Он ошарашил меня своим разговором без крика, без повышения голоса. Он был солдатом совсем другого покроя. Человеком он был интеллигентным, в этом я убедился очень скоро. Такая встреча «унтерменша» была неожиданной и приятной. Потом он перечислил мои обязанности.
Из приемной выходила дверь прямо в громадную залу, заставленную двухэтажными нарами. Здесь помещались все больные. Другой комнаты для больных не было. Для серьезно больных и для инфекционных отводили несколько нар.
С одной стороны залы было несколько окон, с другой — сплошная стена. У окон стояли небольшие столы, на них кувшины с водой. В конце залы на оконной стороне была комната доктора и медперсонала. Постучавшись, мы вошли в комнату, и Зингер сказал доктору Л. Береговому, кто я такой. Тот тоже уже знал о моем приезде.
В комнате стояла у окна кровать доктора, а напротив у стенки двухэтажные нары. Нижние были для фельдшера, верхние для меня. В этом ревире было еще два санитара, которые спали в большом зале вместе с больными.

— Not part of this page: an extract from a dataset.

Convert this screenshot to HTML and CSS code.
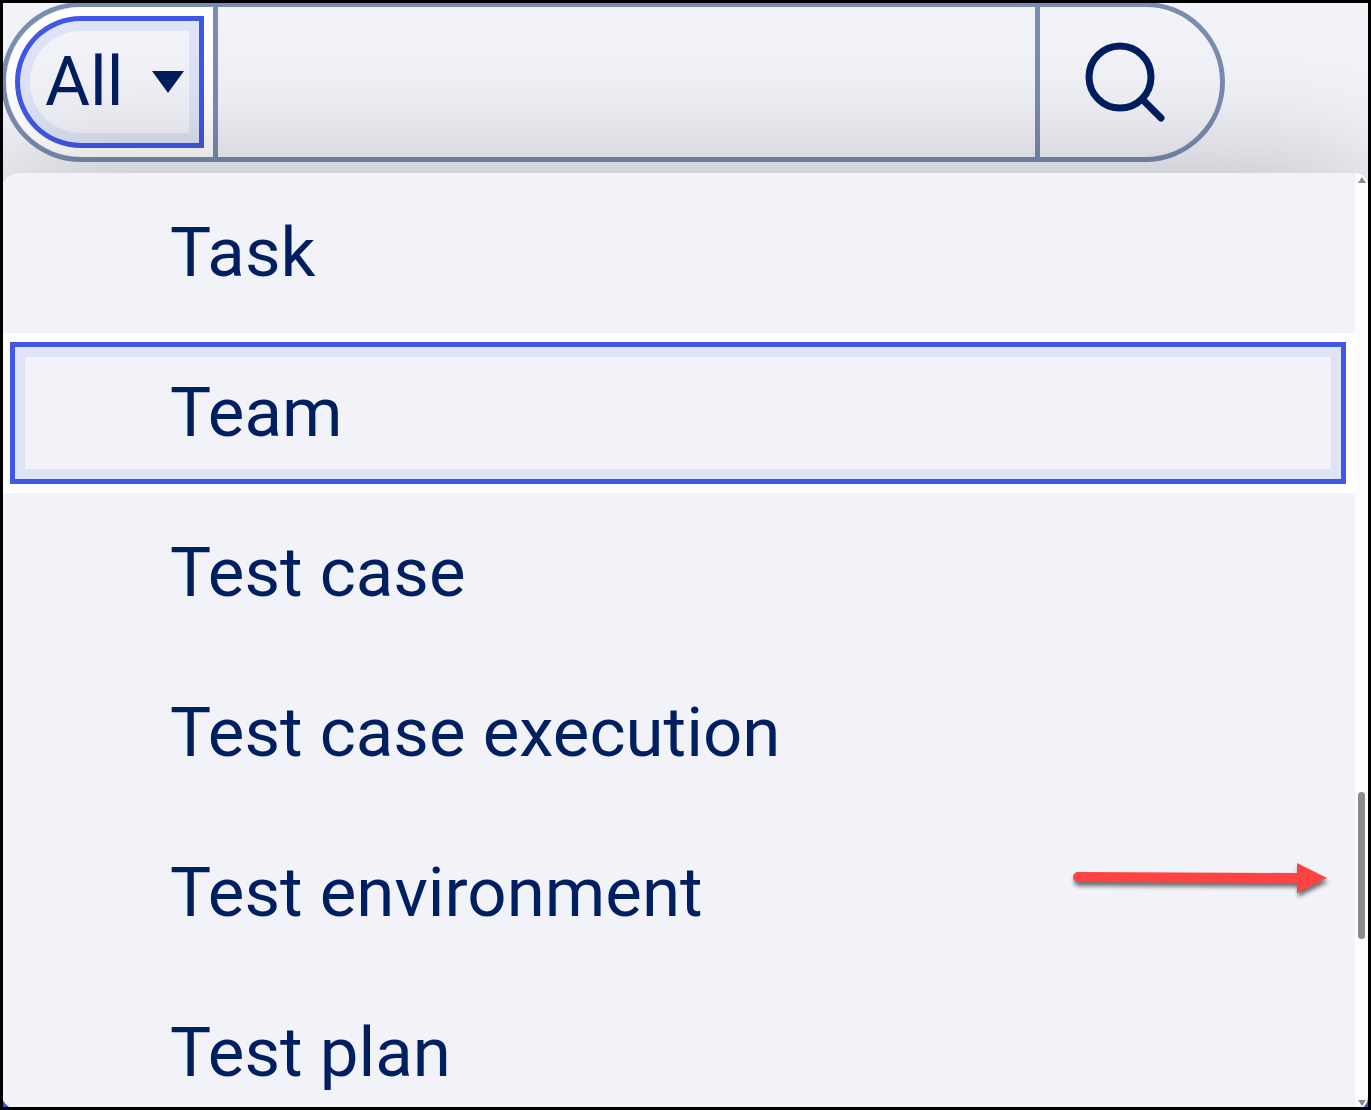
FILE: index.html
```html
<!doctype html>
<html lang="en">
<head>
<meta charset="UTF-8">
<title>Search</title>
<meta name="viewport" content="width=device-width,initial-scale=1">
<link rel="stylesheet" href="styles.css">
</head>

<body>
<div class="page">

 <form class="search" role="search">
  <div class="scope">
   <select class="scope-select focus-ring" id="scope" aria-label="Search in">
    <option>All</option>
   </select>
   <svg class="scope-caret" width="32" height="22" viewBox="0 0 32 22" aria-hidden="true">
    <path d="M0 0H32L16 22Z" fill="#001f60"/>
   </svg>
  </div>
  <input class="search-input" type="text" aria-label="Search text">
  <button class="search-button" type="submit" aria-label="Search">
   <svg width="80" height="80" viewBox="0 0 80 80" fill="none" stroke="#001f60" stroke-width="7" stroke-linecap="round" aria-hidden="true">
    <circle cx="35" cy="35" r="31"/>
    <path d="M58 58L76 76"/>
   </svg>
  </button>
 </form>

 <div class="menu">
  <ul class="menu-list">
   <li><button class="menu-item" type="button">Task</button></li>
   <li><button class="menu-item focus-ring" type="button">Team</button></li>
   <li><button class="menu-item" type="button">Test case</button></li>
   <li><button class="menu-item" type="button">Test case execution</button></li>
   <li><button class="menu-item" type="button">Test environment</button></li>
   <li><button class="menu-item" type="button">Test plan</button></li>
  </ul>
  <div class="scrollbar" aria-hidden="true">
   <svg width="8" height="6" viewBox="0 0 8 6"><path d="M4 0L8 6H0Z" fill="#8b8b8b"/></svg>
   <div class="track"><div class="thumb"></div></div>
   <svg width="8" height="6" viewBox="0 0 8 6"><path d="M0 0H8L4 6Z" fill="#8b8b8b"/></svg>
  </div>

  <svg class="pointer" width="270" height="50" viewBox="0 0 270 50" aria-hidden="true">
   <path d="M18 12L237 13V3L267 18L237 33V23L18 22A5 5 0 0 1 18 12Z" fill="#ff4343"/>
  </svg>
 </div>

</div>
</body>
</html>
```

FILE: styles.css
```css
* {
    box-sizing: border-box;
}
body {
    margin: 0;
    font-family: Roboto, "Liberation Sans", sans-serif;
    font-size: 69px;
    color: #001f60;
    background: linear-gradient(#f2f3f9 50%, #4158e6 50%) no-repeat;
}
/* black frame round the window */
body::after {
    content: "";
    position: fixed;
    inset: 0;
    border: 3px solid #000;
    pointer-events: none;
}
button, input, select {
    margin: 0;
    border: 0;
    border-radius: 0;
    outline: 0;
    background: none;
    color: inherit;
    font: inherit;
}
.page {
    display: flex;
    flex-direction: column;
    gap: 11px;
    height: 100vh;
    padding: 2px 3px 0 1px;
    overflow: hidden;
}
.focus-ring {
    box-shadow: inset 0 0 0 9px #fff, inset 0 0 0 14px #4158e6, inset 0 0 0 24px #dee3f7;
}

/* search bar */
.search {
    display: flex;
    flex: none;
    height: 160px;
    margin-right: 143px;
    border: 5px solid #7a8cb0;
    border-radius: 80px;
}
.scope {
    display: grid;
    flex: none;
    width: 212px;
    border-right: 5px solid #7a8cb0;
}
.scope-select, .scope-caret {
    grid-area: 1 / 1;
}
.scope-select {
    appearance: none;
    width: 100%;
    padding: 0 0 1px 39px;
    border-radius: 75px 0 0 75px;
}
.scope-caret {
    place-self: center end;
    margin-right: 29px;
    pointer-events: none;
}
.search-input {
    flex: 1;
    min-width: 0;
    padding: 0 32px;
}
.search-button {
    display: flex;
    flex: none;
    align-items: center;
    justify-content: center;
    width: 185px;
    padding: 0 10px 0 0;
    border-left: 5px solid #7a8cb0;
}

/* drop-down list */
.menu {
    position: relative;
    display: flex;
    flex: 1;
    min-height: 0;
    border-radius: 18px;
    background: #f2f3f8;
    box-shadow: 0 0 130px rgba(0, 0, 0, 0.25);
}
.menu-list {
    flex: 1;
    margin: 0;
    padding: 0;
    overflow: hidden;
    list-style: none;
    border-radius: 18px 0 0 18px;
}
.menu-item {
    display: block;
    width: 100%;
    height: 160px;
    padding: 0 0 1px 169px;
    text-align: left;
}
.scrollbar {
    display: flex;
    flex: none;
    flex-direction: column;
    align-items: center;
    width: 13px;
    padding: 4px 0;
    overflow: hidden;
    border-radius: 0 18px 18px 0;
    background: #fcfcfc;
}
.track {
    flex: 1;
    width: 7px;
    padding-top: 609px;
}
.thumb {
    height: 147px;
    border-radius: 4px;
    background: #8b8b8b;
}

/* arrow that points at the scrollbar */
.pointer {
    position: absolute;
    top: 687px;
    right: 38px;
    filter: drop-shadow(1px 4px 2px rgba(0, 0, 0, 0.55));
}
```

Зингер оставил нас и быстро ушел. Начались разговоры, расспросы, откуда, как и что. У пленных много любопытства, и это вполне понятно в изоляции. Доктор оказался из Киева, попал в плен из Харьковского окружения. Одет он был в полную форму советского офицера без унижающих букв на спине. И никто из медперсонала не носил этих букв.
Среди обслуживающего персонала ревира запомнился паренек 18-летний, звали его Петя. Фамилию его забыл. Острый парень на язык и всегда навязывался поспорить с комендантом. Не всерьез, а так, для игры в слова. Комендант смотрел на него как на еще не совсем повзрослевшего и часто переводил разговор в шутку, зная, что от Пети, как от навязчивого ребенка, не избавишься. Петя всегда пропагандировал, что ничего нам не будет, что придут наши и встретят нас с распростертыми объятиями. Люди постарше, знающие суть жизни под сталинскими бессердечными законами или беззаконием, старались его переубедить, что все будет не так, как он себе рисует. Но он никогда не сдавался. И какую горькую пилюлю ему пришлось проглотить после войны! Но об этом потом.

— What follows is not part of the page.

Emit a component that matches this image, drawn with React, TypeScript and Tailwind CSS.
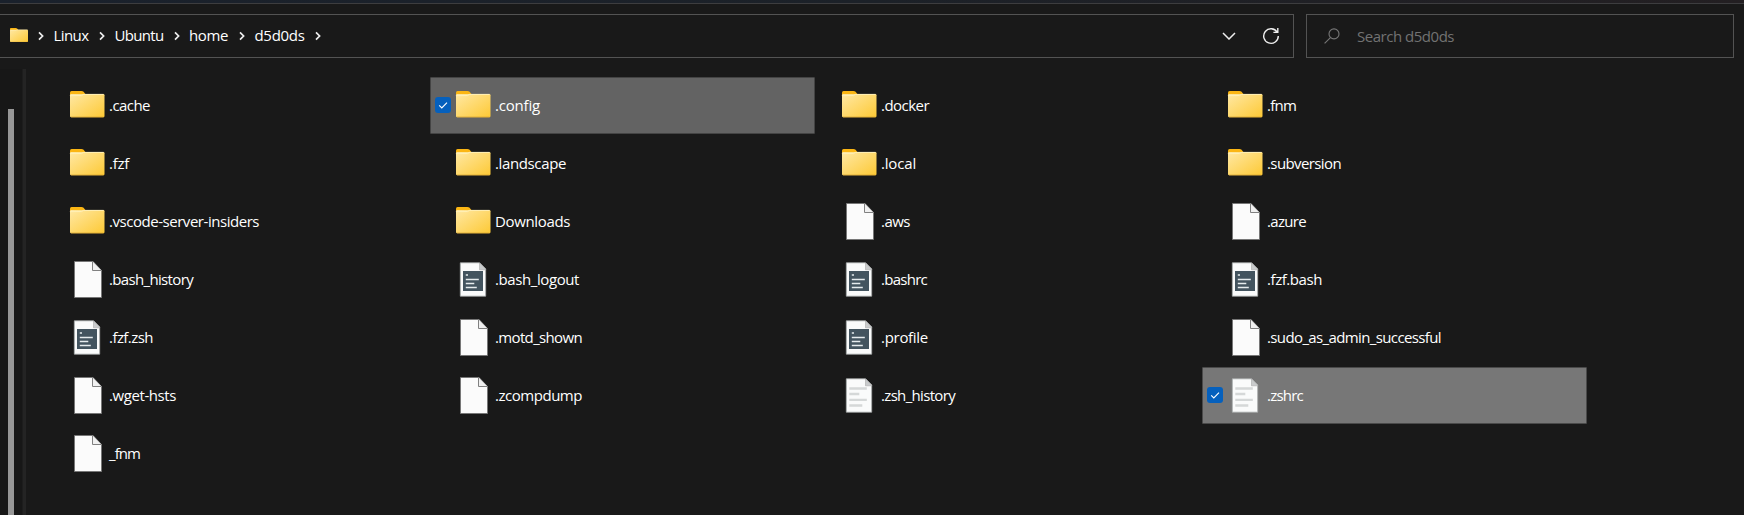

Обязанностями Пети было привозить пищу из кухни, которая находилась приблизительно в полукилометре. Он брал двух больных, ручную тележку, чистые бидоны и другую посуду и отправлялся на кухню без сопровождения патруля. Он только докладывал охране, что едет за супом. Здесь не говорили «за баландой», потому что был настоящий суп. Может быть, его было немного меньше, но он был в сотню раз питательнее и вкуснее. Подрядчиком для ревира был мясник, у которого был свой мясной магазин. Здесь на ужин давали кусочек колбасы и немного хлеба. Но утренняя порция хлеба была меньше. Здесь впервые за все время плена нам давали несколько раз яблоки и груши осенью 1944.
На этой же улице близко был ревир для французов и англичан. Французский доктор с помощниками принимал своих пленных больных в нашей приемной в определенные дни, потому что их ревир был очень маленьким. Я тоже помогал французскому доктору на приемах. Мы подружились.

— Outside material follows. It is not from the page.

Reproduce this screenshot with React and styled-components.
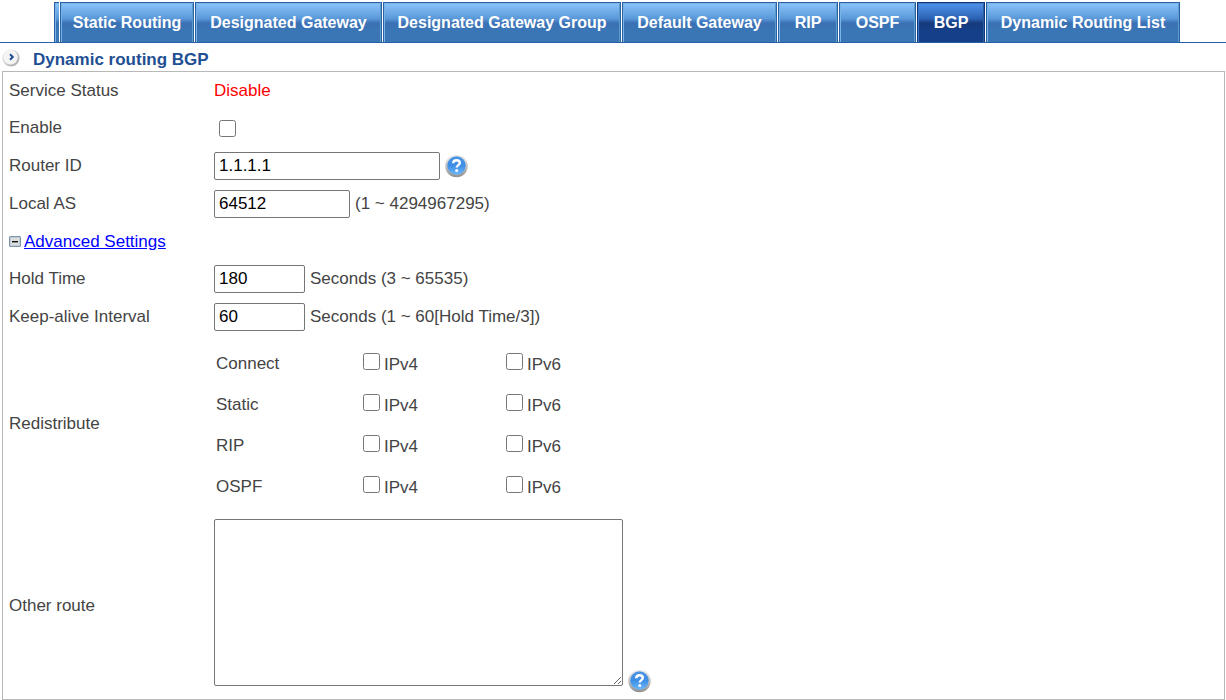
import React, { useState } from "react";
import styled, { createGlobalStyle, css } from "styled-components";

const tabs = [
  { label: "Static Routing", width: 134 },
  { label: "Designated Gateway", width: 187 },
  { label: "Designated Gateway Group", width: 238 },
  { label: "Default Gateway", width: 155 },
  { label: "RIP", width: 60 },
  { label: "OSPF", width: 77 },
  { label: "BGP", width: 68 },
  { label: "Dynamic Routing List", width: 194 },
];

const sources = ["Connect", "Static", "RIP", "OSPF"];
const versions = ["IPv4", "IPv6"];

function HelpIcon() {
  return (
    <svg width="24" height="24" viewBox="0 0 24 24" aria-hidden="true">
      <defs>
        <linearGradient id="helpRing" x1="0" y1="0" x2="0" y2="1">
          <stop offset="0" stopColor="#f0f0f0" />
          <stop offset="0.5" stopColor="#c4c4c4" />
          <stop offset="1" stopColor="#8f8f8f" />
        </linearGradient>
        <linearGradient id="helpFill" x1="0" y1="0" x2="0" y2="1">
          <stop offset="0" stopColor="#4c94e4" />
          <stop offset="0.5" stopColor="#3d8ee6" />
          <stop offset="1" stopColor="#6cb8fa" />
        </linearGradient>
      </defs>
      <circle cx="11.5" cy="12" r="11.3" fill="url(#helpRing)" />
      <circle cx="11.5" cy="11.5" r="9.2" fill="url(#helpFill)" />
      <path
        d="M8.2 9.3C8.300 7.300 9.700 6.300 11.500 6.300c2 0 3.300 1 3.300 2.700 0 2.200-3.100 2.100-3.100 4.600"
        fill="none"
        stroke="#fff"
        strokeWidth="2.4"
      />
      <circle cx="11.700" cy="16.600" r="1.500" fill="#fff" />
    </svg>
  );
}

function TitleIcon() {
  return (
    <svg width="18" height="18" viewBox="0 0 18 18" aria-hidden="true">
      <defs>
        <linearGradient id="titleRing" x1="0" y1="0" x2="1" y2="1">
          <stop offset="0" stopColor="#ececec" />
          <stop offset="1" stopColor="#a8a8a8" />
        </linearGradient>
      </defs>
      <circle cx="9" cy="9" r="8.6" fill="url(#titleRing)" />
      <circle cx="8.5" cy="8.3" r="7.2" fill="#f4f4f4" />
      <path d="M8 5.200l2.800 2.800L8 10.800" fill="none" stroke="#24508f" strokeWidth="2" />
    </svg>
  );
}

function MinusIcon() {
  return (
    <svg width="12" height="11" viewBox="0 0 12 11" aria-hidden="true">
      <rect x="0.5" y="0.5" width="11" height="10" rx="0.5" fill="#dcdedc" stroke="#8094a8" />
      <rect x="1.5" y="1.5" width="9" height="8" fill="none" stroke="#c0ccd8" />
      <rect x="3" y="5" width="6" height="1.4" fill="#111" />
    </svg>
  );
}

function App() {
  const [enable, setEnable] = useState(false);
  const [routerId, setRouterId] = useState("1.1.1.1");
  const [localAs, setLocalAs] = useState("64512");
  const [holdTime, setHoldTime] = useState("180");
  const [keepAlive, setKeepAlive] = useState("60");
  const [otherRoute, setOtherRoute] = useState("");
  const [advanced, setAdvanced] = useState(true);

  const toggleAdvanced = (e) => {
    e.preventDefault();
    setAdvanced(!advanced);
  };

  return (
    <>
      <GlobalStyle />
      <TabBar>
        <TabEdge />
        {tabs.map((tab) => (
          <Tab key={tab.label} href="#" $width={tab.width} $active={tab.label === "BGP"}>
            {tab.label}
          </Tab>
        ))}
      </TabBar>
      <TitleBar>
        <TitleIcon />
        <h1>Dynamic routing BGP</h1>
      </TitleBar>
      <Panel>
        <Row $plain>
          <span>Service Status</span>
          <Status>Disable</Status>
        </Row>
        <Row>
          <label htmlFor="enable">Enable</label>
          <Field>
            <EnableBox
              id="enable"
              checked={enable}
              onChange={(e) => setEnable(e.target.checked)}
            />
          </Field>
        </Row>
        <Row>
          <label htmlFor="routerId">Router ID</label>
          <Field>
            <TextInput
              id="routerId"
              $width={226}
              value={routerId}
              onChange={(e) => setRouterId(e.target.value)}
            />
            <HelpButton type="button" aria-label="Router ID help">
              <HelpIcon />
            </HelpButton>
          </Field>
        </Row>
        <Row>
          <label htmlFor="localAs">Local AS</label>
          <Field>
            <TextInput
              id="localAs"
              $width={136}
              value={localAs}
              onChange={(e) => setLocalAs(e.target.value)}
            />
            <span>(1 ~ 4294967295)</span>
          </Field>
        </Row>
        <Row $plain>
          <Advanced href="#" onClick={toggleAdvanced}>
            <MinusIcon />
            <span>Advanced Settings</span>
          </Advanced>
        </Row>
        {advanced && (
          <>
            <Row>
              <label htmlFor="holdTime">Hold Time</label>
              <Field>
                <TextInput
                  id="holdTime"
                  $width={91}
                  value={holdTime}
                  onChange={(e) => setHoldTime(e.target.value)}
                />
                <span>Seconds (3 ~ 65535)</span>
              </Field>
            </Row>
            <Row>
              <label htmlFor="keepAlive">Keep-alive Interval</label>
              <Field>
                <TextInput
                  id="keepAlive"
                  $width={91}
                  value={keepAlive}
                  onChange={(e) => setKeepAlive(e.target.value)}
                />
                <span>Seconds (1 ~ 60[Hold Time/3])</span>
              </Field>
            </Row>
            <Row>
              <span>Redistribute</span>
              <Redistribute>
                {sources.map((source) => (
                  <SourceRow key={source}>
                    <span>{source}</span>
                    {versions.map((version) => (
                      <CheckLabel key={version}>
                        <Checkbox />
                        {version}
                      </CheckLabel>
                    ))}
                  </SourceRow>
                ))}
              </Redistribute>
            </Row>
            <Row>
              <label htmlFor="otherRoute">Other route</label>
              <AreaField>
                <TextArea
                  id="otherRoute"
                  value={otherRoute}
                  onChange={(e) => setOtherRoute(e.target.value)}
                />
                <HelpButton type="button" aria-label="Other route help">
                  <HelpIcon />
                </HelpButton>
              </AreaField>
            </Row>
          </>
        )}
      </Panel>
    </>
  );
}

const GlobalStyle = createGlobalStyle`
  * {
    box-sizing: border-box;
  }
  body {
    margin: 0;
    background: #fff;
    color: #444;
    font-family: "Liberation Sans", Arial, sans-serif;
    font-size: 17px;
    line-height: 20px;
  }
`;

const tabFill = css`
  background: linear-gradient(#8cc4fb, #5a98d8 40%, #3a70b4 52%, #3a76b6 70%);
  border: 1px solid #2a60a6;
  border-bottom: none;
  box-shadow: inset 1px 1px #7ab4e4, inset -1px 0 #5c9cc8;
`;

const TabBar = styled.nav`
  display: flex;
  gap: 1px;
  padding: 2px 0 0 54px;
  border-bottom: 1px solid #2a60a6;
`;

const TabEdge = styled.span`
  ${tabFill}
  width: 5px;
  border-right: none;
  box-shadow: inset 1px 1px #7ab4e4;
`;

const Tab = styled.a`
  ${tabFill}
  width: ${(props) => props.$width}px;
  height: 40px;
  color: #fff;
  font-size: 16px;
  font-weight: bold;
  line-height: 40px;
  text-align: center;
  white-space: nowrap;
  text-decoration: none;

  ${(props) =>
    props.$active &&
    css`
      background: linear-gradient(#5094ec, #2c62b4 40%, #163a7c 52%, #153f88 70%);
      border-color: #12367a;
      box-shadow: inset 1px 1px #3c78c8, inset -1px 0 #2a609c;
    `}
`;

const TitleBar = styled.header`
  display: flex;
  align-items: center;
  gap: 13px;
  height: 28px;
  padding: 2px 2px 0;

  > h1 {
    margin: 0;
    padding-top: 3px;
    color: #1f4f93;
    font-size: 17px;
  }
`;

const Panel = styled.form`
  margin: 0 1px 0 2px;
  border: 1px solid #b8b8b8;
`;

const Row = styled.div`
  display: grid;
  grid-template-columns: 205px 1fr;
  align-items: center;
  min-height: ${(props) => (props.$plain ? 37 : 38)}px;
  padding: 0 6px;
`;

const Status = styled.span`
  color: #f00;
`;

const Field = styled.div`
  display: flex;
  align-items: center;
  gap: 5px;
`;

const TextInput = styled.input`
  width: ${(props) => props.$width}px;
  height: 28px;
  padding: 0 4px;
  border: 1px solid #767676;
  border-radius: 2px;
  color: #000;
  font: inherit;
`;

const Checkbox = styled.input.attrs({ type: "checkbox" })`
  width: 17px;
  height: 17px;
  margin: 0;
`;

const EnableBox = styled(Checkbox)`
  margin-left: 5px;
`;

const HelpButton = styled.button`
  display: flex;
  padding: 0;
  border: none;
  background: none;
  cursor: pointer;
`;

const Advanced = styled.a`
  display: flex;
  align-items: center;
  gap: 3px;
  color: #00f;
  text-decoration: none;

  > span {
    text-decoration: underline;
  }
`;

const Redistribute = styled.div`
  padding: 7px 2px 5px;
`;

const SourceRow = styled.div`
  display: grid;
  grid-template-columns: 147px 143px 1fr;
  align-items: center;
  height: 41px;
`;

const CheckLabel = styled.label`
  display: flex;
  align-items: baseline;
  gap: 4px;
`;

const AreaField = styled(Field)`
  align-items: flex-end;
  padding: 7px 0 6px;
`;

const TextArea = styled.textarea`
  width: 409px;
  height: 167px;
  margin-bottom: 7px;
  padding: 4px;
  border: 1px solid #767676;
  border-radius: 2px;
  font: inherit;
`;

export default App;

Доктор-француз с двумя своими помощниками-французами (я думаю, они были простые санитары) жили на третьем этаже в нашем же ревире. Санитар-англичанин жил вместе с больными во французском ревире. Англичанин был безучастен к чужой судьбе. Он был из Манчестера. Поражал своей холодностью. Казалось, никакие человеческие эмоции его не пробивают. Французы были общительные. Часто мы с ними играли в карты, в шахматы. Они получали посылки и изредка делились с нами. Помню даже, что у них появилось откуда-то вино, и мы вместе распили две бутылки. Им разрешалось ходить по городу без конвоиров. Почти весь день они были в ревире и только вечером приходили в свою комнату. Разговор у нас шел на немецком, пересыпанном французскими словами. Так что очень быстро мы научились ежедневным французским фразам. Французы очень не любили и немцев, и их язык. Иногда даже с нами нарочно говорили только по-французски. Тогда мы переходили на русский язык. Они нас не понимали. Начиналась перебранка на двух языках. Поэтому и ругательным словам научились мы очень быстро. Но вряд ли кто-нибудь из французов заучил хотя бы десяток русских слов. А среди нашего медперсонала многие умели даже вести примитивный разговор по-французски, помогая жестикуляцией.